-- begin Dataset excerpts --

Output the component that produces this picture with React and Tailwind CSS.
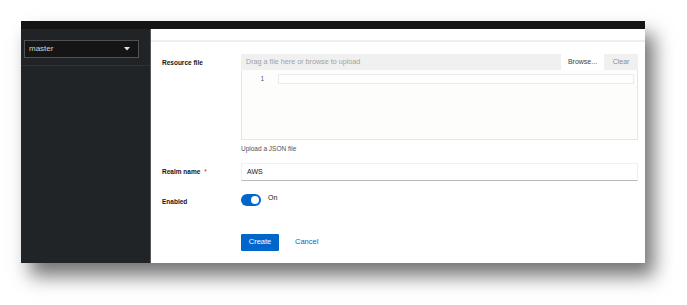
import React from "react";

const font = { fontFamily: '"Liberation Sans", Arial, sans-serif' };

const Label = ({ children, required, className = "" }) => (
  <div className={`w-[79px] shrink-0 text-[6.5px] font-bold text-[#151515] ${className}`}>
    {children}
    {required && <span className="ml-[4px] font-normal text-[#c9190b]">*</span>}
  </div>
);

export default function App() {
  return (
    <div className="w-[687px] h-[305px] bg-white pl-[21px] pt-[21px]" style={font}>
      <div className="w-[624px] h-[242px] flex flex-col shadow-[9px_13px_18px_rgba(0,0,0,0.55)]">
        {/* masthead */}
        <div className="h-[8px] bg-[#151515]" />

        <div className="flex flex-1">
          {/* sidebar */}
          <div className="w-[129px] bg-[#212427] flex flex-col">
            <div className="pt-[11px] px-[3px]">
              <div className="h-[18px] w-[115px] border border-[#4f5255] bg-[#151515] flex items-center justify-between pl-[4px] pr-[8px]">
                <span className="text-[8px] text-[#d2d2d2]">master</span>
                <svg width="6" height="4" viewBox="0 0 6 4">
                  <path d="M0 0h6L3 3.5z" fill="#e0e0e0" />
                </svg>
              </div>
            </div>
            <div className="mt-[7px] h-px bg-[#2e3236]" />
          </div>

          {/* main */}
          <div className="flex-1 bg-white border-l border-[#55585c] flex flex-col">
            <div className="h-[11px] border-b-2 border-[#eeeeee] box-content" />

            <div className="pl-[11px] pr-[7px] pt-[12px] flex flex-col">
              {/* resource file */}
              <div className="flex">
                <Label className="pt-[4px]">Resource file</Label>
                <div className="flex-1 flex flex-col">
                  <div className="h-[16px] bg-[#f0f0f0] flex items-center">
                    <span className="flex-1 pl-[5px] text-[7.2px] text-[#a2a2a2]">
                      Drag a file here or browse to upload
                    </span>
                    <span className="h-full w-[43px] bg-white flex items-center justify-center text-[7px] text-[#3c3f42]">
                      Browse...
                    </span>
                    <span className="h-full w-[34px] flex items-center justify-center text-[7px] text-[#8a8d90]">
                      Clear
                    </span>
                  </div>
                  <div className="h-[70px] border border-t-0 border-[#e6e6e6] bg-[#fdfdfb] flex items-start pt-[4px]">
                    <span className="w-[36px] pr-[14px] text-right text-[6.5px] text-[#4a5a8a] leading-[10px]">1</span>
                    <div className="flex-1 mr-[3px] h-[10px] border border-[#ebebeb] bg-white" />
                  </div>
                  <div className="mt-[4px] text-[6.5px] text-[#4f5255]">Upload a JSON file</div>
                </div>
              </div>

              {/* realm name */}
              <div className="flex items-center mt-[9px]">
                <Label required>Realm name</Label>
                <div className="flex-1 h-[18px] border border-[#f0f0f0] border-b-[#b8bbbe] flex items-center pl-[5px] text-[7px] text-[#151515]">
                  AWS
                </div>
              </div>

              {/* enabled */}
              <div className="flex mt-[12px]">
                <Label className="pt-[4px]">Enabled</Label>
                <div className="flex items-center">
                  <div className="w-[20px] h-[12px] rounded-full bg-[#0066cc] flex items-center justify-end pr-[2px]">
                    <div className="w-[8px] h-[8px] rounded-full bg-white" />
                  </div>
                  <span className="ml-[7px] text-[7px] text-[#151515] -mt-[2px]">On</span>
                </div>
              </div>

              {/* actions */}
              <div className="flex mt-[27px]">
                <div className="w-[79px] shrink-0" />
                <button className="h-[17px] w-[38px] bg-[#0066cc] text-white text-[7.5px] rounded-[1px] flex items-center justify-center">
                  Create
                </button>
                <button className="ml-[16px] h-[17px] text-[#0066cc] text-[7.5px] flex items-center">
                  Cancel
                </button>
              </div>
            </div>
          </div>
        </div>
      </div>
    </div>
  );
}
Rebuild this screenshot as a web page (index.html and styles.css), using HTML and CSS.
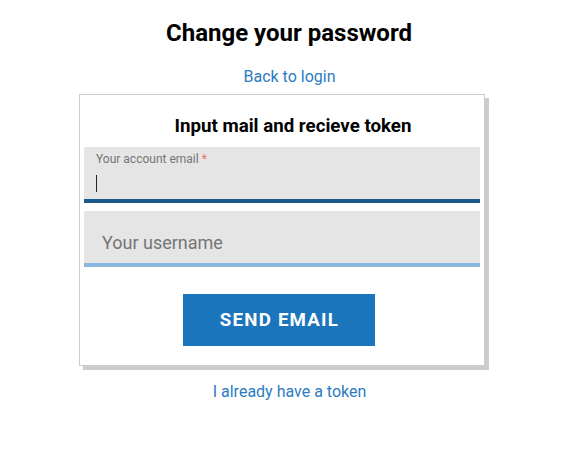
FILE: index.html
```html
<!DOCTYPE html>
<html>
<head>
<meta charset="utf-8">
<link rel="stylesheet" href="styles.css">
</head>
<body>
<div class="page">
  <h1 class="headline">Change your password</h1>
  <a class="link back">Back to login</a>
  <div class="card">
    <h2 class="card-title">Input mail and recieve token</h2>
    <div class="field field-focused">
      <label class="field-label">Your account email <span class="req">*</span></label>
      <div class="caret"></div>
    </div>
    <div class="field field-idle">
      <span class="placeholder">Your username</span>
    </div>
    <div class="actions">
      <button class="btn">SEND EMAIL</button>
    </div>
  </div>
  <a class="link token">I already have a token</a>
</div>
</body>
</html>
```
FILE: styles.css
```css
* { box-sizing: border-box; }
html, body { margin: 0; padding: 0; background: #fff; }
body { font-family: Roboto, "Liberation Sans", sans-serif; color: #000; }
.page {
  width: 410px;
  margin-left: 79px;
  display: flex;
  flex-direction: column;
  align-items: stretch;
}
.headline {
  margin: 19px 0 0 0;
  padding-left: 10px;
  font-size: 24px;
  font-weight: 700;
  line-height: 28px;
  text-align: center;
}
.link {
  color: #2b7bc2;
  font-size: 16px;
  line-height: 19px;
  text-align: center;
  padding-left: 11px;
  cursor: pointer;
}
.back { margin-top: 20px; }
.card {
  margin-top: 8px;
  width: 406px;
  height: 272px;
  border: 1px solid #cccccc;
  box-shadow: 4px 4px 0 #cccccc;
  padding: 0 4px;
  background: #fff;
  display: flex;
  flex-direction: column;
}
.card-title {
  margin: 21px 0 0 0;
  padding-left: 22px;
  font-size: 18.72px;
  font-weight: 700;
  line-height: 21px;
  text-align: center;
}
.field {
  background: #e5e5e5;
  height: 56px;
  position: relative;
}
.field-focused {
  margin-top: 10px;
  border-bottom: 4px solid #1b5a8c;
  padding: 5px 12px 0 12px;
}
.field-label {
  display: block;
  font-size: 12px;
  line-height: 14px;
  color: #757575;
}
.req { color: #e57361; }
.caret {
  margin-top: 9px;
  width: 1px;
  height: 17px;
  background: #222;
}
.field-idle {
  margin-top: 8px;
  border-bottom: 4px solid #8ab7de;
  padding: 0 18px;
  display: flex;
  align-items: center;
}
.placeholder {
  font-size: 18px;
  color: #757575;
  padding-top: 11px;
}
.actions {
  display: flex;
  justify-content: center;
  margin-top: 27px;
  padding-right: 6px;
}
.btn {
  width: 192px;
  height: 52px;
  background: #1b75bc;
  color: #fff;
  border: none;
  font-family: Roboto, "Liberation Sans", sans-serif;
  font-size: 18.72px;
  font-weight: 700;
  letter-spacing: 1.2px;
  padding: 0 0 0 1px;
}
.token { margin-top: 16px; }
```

-- end Dataset excerpts --

**Work instructions:** Omit pictures; set down the rest of the material word for word.

**Reply:**
Output the component that produces this picture with React and Tailwind CSS.
import React from "react";

const font = { fontFamily: '"Liberation Sans", Arial, sans-serif' };

const Label = ({ children, required, className = "" }) => (
  <div className={`w-[79px] shrink-0 text-[6.5px] font-bold text-[#151515] ${className}`}>
    {children}
    {required && <span className="ml-[4px] font-normal text-[#c9190b]">*</span>}
  </div>
);

export default function App() {
  return (
    <div className="w-[687px] h-[305px] bg-white pl-[21px] pt-[21px]" style={font}>
      <div className="w-[624px] h-[242px] flex flex-col shadow-[9px_13px_18px_rgba(0,0,0,0.55)]">
        {/* masthead */}
        <div className="h-[8px] bg-[#151515]" />

        <div className="flex flex-1">
          {/* sidebar */}
          <div className="w-[129px] bg-[#212427] flex flex-col">
            <div className="pt-[11px] px-[3px]">
              <div className="h-[18px] w-[115px] border border-[#4f5255] bg-[#151515] flex items-center justify-between pl-[4px] pr-[8px]">
                <span className="text-[8px] text-[#d2d2d2]">master</span>
                <svg width="6" height="4" viewBox="0 0 6 4">
                  <path d="M0 0h6L3 3.5z" fill="#e0e0e0" />
                </svg>
              </div>
            </div>
            <div className="mt-[7px] h-px bg-[#2e3236]" />
          </div>

          {/* main */}
          <div className="flex-1 bg-white border-l border-[#55585c] flex flex-col">
            <div className="h-[11px] border-b-2 border-[#eeeeee] box-content" />

            <div className="pl-[11px] pr-[7px] pt-[12px] flex flex-col">
              {/* resource file */}
              <div className="flex">
                <Label className="pt-[4px]">Resource file</Label>
                <div className="flex-1 flex flex-col">
                  <div className="h-[16px] bg-[#f0f0f0] flex items-center">
                    <span className="flex-1 pl-[5px] text-[7.2px] text-[#a2a2a2]">
                      Drag a file here or browse to upload
                    </span>
                    <span className="h-full w-[43px] bg-white flex items-center justify-center text-[7px] text-[#3c3f42]">
                      Browse...
                    </span>
                    <span className="h-full w-[34px] flex items-center justify-center text-[7px] text-[#8a8d90]">
                      Clear
                    </span>
                  </div>
                  <div className="h-[70px] border border-t-0 border-[#e6e6e6] bg-[#fdfdfb] flex items-start pt-[4px]">
                    <span className="w-[36px] pr-[14px] text-right text-[6.5px] text-[#4a5a8a] leading-[10px]">1</span>
                    <div className="flex-1 mr-[3px] h-[10px] border border-[#ebebeb] bg-white" />
                  </div>
                  <div className="mt-[4px] text-[6.5px] text-[#4f5255]">Upload a JSON file</div>
                </div>
              </div>

              {/* realm name */}
              <div className="flex items-center mt-[9px]">
                <Label required>Realm name</Label>
                <div className="flex-1 h-[18px] border border-[#f0f0f0] border-b-[#b8bbbe] flex items-center pl-[5px] text-[7px] text-[#151515]">
                  AWS
                </div>
              </div>

              {/* enabled */}
              <div className="flex mt-[12px]">
                <Label className="pt-[4px]">Enabled</Label>
                <div className="flex items-center">
                  <div className="w-[20px] h-[12px] rounded-full bg-[#0066cc] flex items-center justify-end pr-[2px]">
                    <div className="w-[8px] h-[8px] rounded-full bg-white" />
                  </div>
                  <span className="ml-[7px] text-[7px] text-[#151515] -mt-[2px]">On</span>
                </div>
              </div>

              {/* actions */}
              <div className="flex mt-[27px]">
                <div className="w-[79px] shrink-0" />
                <button className="h-[17px] w-[38px] bg-[#0066cc] text-white text-[7.5px] rounded-[1px] flex items-center justify-center">
                  Create
                </button>
                <button className="ml-[16px] h-[17px] text-[#0066cc] text-[7.5px] flex items-center">
                  Cancel
                </button>
              </div>
            </div>
          </div>
        </div>
      </div>
    </div>
  );
}
Rebuild this screenshot as a web page (index.html and styles.css), using HTML and CSS.
FILE: index.html
```html
<!DOCTYPE html>
<html>
<head>
<meta charset="utf-8">
<link rel="stylesheet" href="styles.css">
</head>
<body>
<div class="page">
  <h1 class="headline">Change your password</h1>
  <a class="link back">Back to login</a>
  <div class="card">
    <h2 class="card-title">Input mail and recieve token</h2>
    <div class="field field-focused">
      <label class="field-label">Your account email <span class="req">*</span></label>
      <div class="caret"></div>
    </div>
    <div class="field field-idle">
      <span class="placeholder">Your username</span>
    </div>
    <div class="actions">
      <button class="btn">SEND EMAIL</button>
    </div>
  </div>
  <a class="link token">I already have a token</a>
</div>
</body>
</html>
```
FILE: styles.css
```css
* { box-sizing: border-box; }
html, body { margin: 0; padding: 0; background: #fff; }
body { font-family: Roboto, "Liberation Sans", sans-serif; color: #000; }
.page {
  width: 410px;
  margin-left: 79px;
  display: flex;
  flex-direction: column;
  align-items: stretch;
}
.headline {
  margin: 19px 0 0 0;
  padding-left: 10px;
  font-size: 24px;
  font-weight: 700;
  line-height: 28px;
  text-align: center;
}
.link {
  color: #2b7bc2;
  font-size: 16px;
  line-height: 19px;
  text-align: center;
  padding-left: 11px;
  cursor: pointer;
}
.back { margin-top: 20px; }
.card {
  margin-top: 8px;
  width: 406px;
  height: 272px;
  border: 1px solid #cccccc;
  box-shadow: 4px 4px 0 #cccccc;
  padding: 0 4px;
  background: #fff;
  display: flex;
  flex-direction: column;
}
.card-title {
  margin: 21px 0 0 0;
  padding-left: 22px;
  font-size: 18.72px;
  font-weight: 700;
  line-height: 21px;
  text-align: center;
}
.field {
  background: #e5e5e5;
  height: 56px;
  position: relative;
}
.field-focused {
  margin-top: 10px;
  border-bottom: 4px solid #1b5a8c;
  padding: 5px 12px 0 12px;
}
.field-label {
  display: block;
  font-size: 12px;
  line-height: 14px;
  color: #757575;
}
.req { color: #e57361; }
.caret {
  margin-top: 9px;
  width: 1px;
  height: 17px;
  background: #222;
}
.field-idle {
  margin-top: 8px;
  border-bottom: 4px solid #8ab7de;
  padding: 0 18px;
  display: flex;
  align-items: center;
}
.placeholder {
  font-size: 18px;
  color: #757575;
  padding-top: 11px;
}
.actions {
  display: flex;
  justify-content: center;
  margin-top: 27px;
  padding-right: 6px;
}
.btn {
  width: 192px;
  height: 52px;
  background: #1b75bc;
  color: #fff;
  border: none;
  font-family: Roboto, "Liberation Sans", sans-serif;
  font-size: 18.72px;
  font-weight: 700;
  letter-spacing: 1.2px;
  padding: 0 0 0 1px;
}
.token { margin-top: 16px; }
```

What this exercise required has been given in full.